MINNEAPOLIS (WCCO) — Over Christmas dinner, there might have been one dish you couldn’t stand — but others may be going back to it for seconds.
That has Dave from Mound wanting to know: Why do we taste things differently? Good Question.
“There’s different reasons for it, but the most important by far is what you grow up with,” says Gary Reineccius, a flavor chemist at the University of Minnesota.
Reineccius says his Swedish-Norwegian family grew up loving pickled pig’s feet, but his wife from California can’t stand it.
“In some cases, it’s they were never exposed to it, it’s a foreign flavor to them,” he says. “They really aren’t interested, it doesn’t fit in their history, their background.”
Genes also play a big roles. A large amount of genetic code is devoted to flavor.
“Genes dictate what taste buds are there and how sensitive they are,” he says.

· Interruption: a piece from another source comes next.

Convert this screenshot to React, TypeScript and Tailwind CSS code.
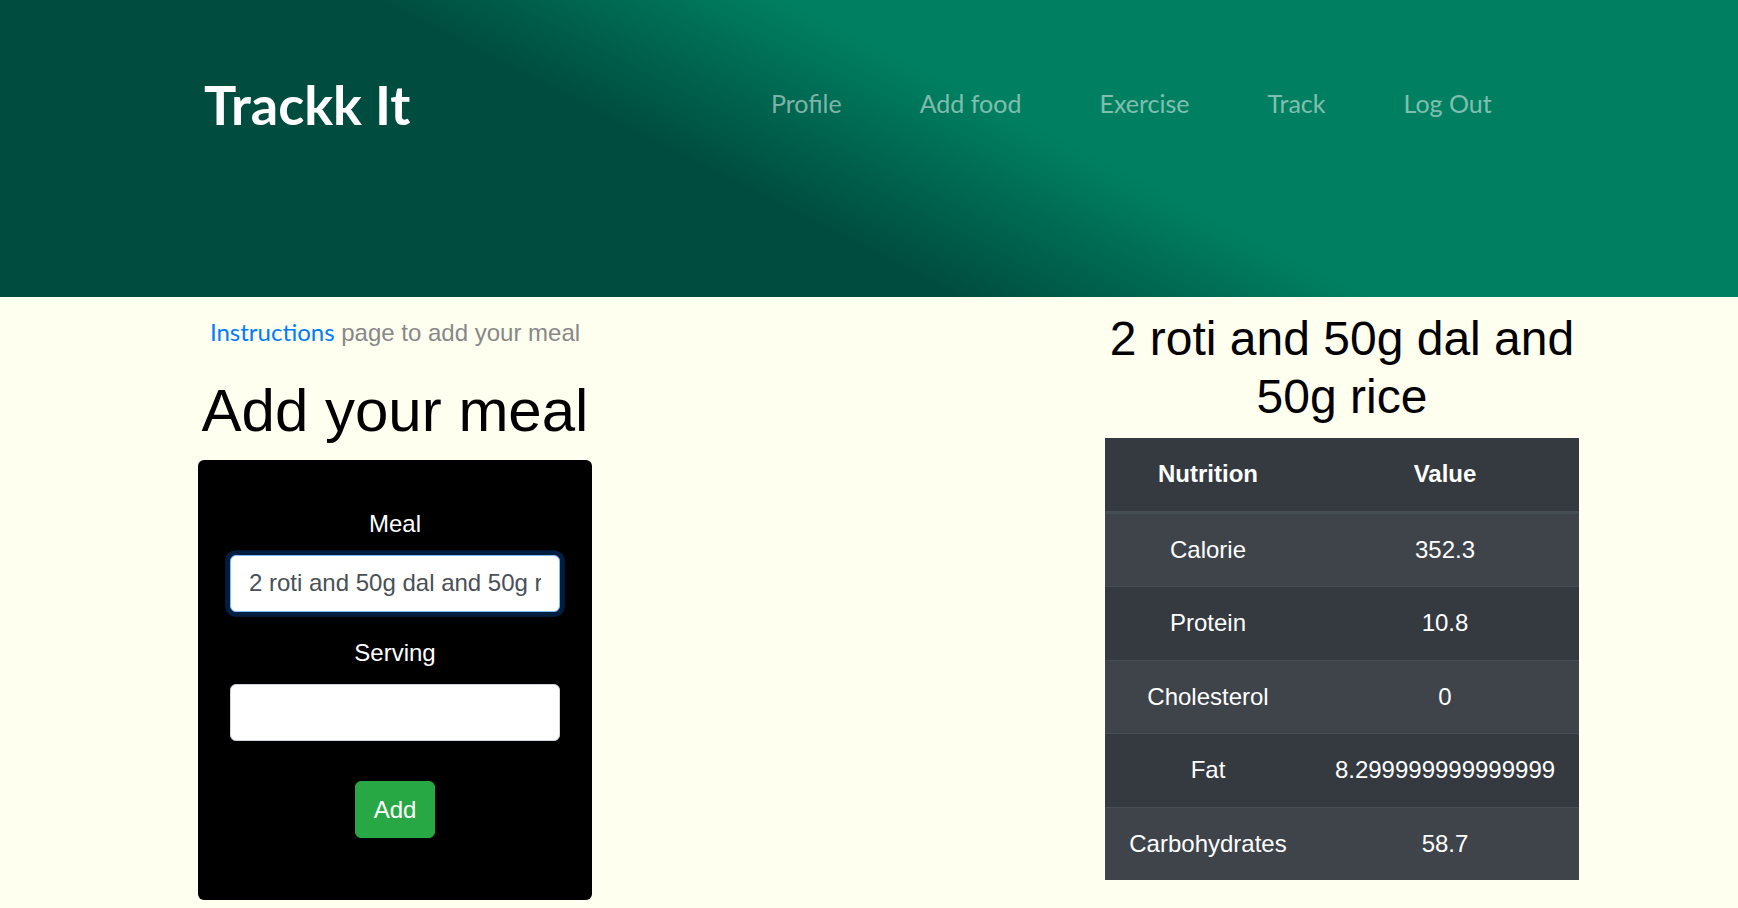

Human taste buds can detect five different tastes – sour, bitter, sweet, salty and umami, which is Japanese for pleasant, savory taste. People can also be supertasters for one specific taste. For example, if someone is a bitter supertaster, their genetic background makes their taste buds more sensitive to bitter.
People might also not like a food because they associate it with a bad experience, like getting sick.
Reineccius says it’s hard to teach someone to like something when they don’t, but that our taste buds will change over time.
“Your sensing mechanisms change. It truly does taste different to children than it does to adults,” he says. “They’re hyper-sensitive to things. When they don’t like it, they don’t like it.”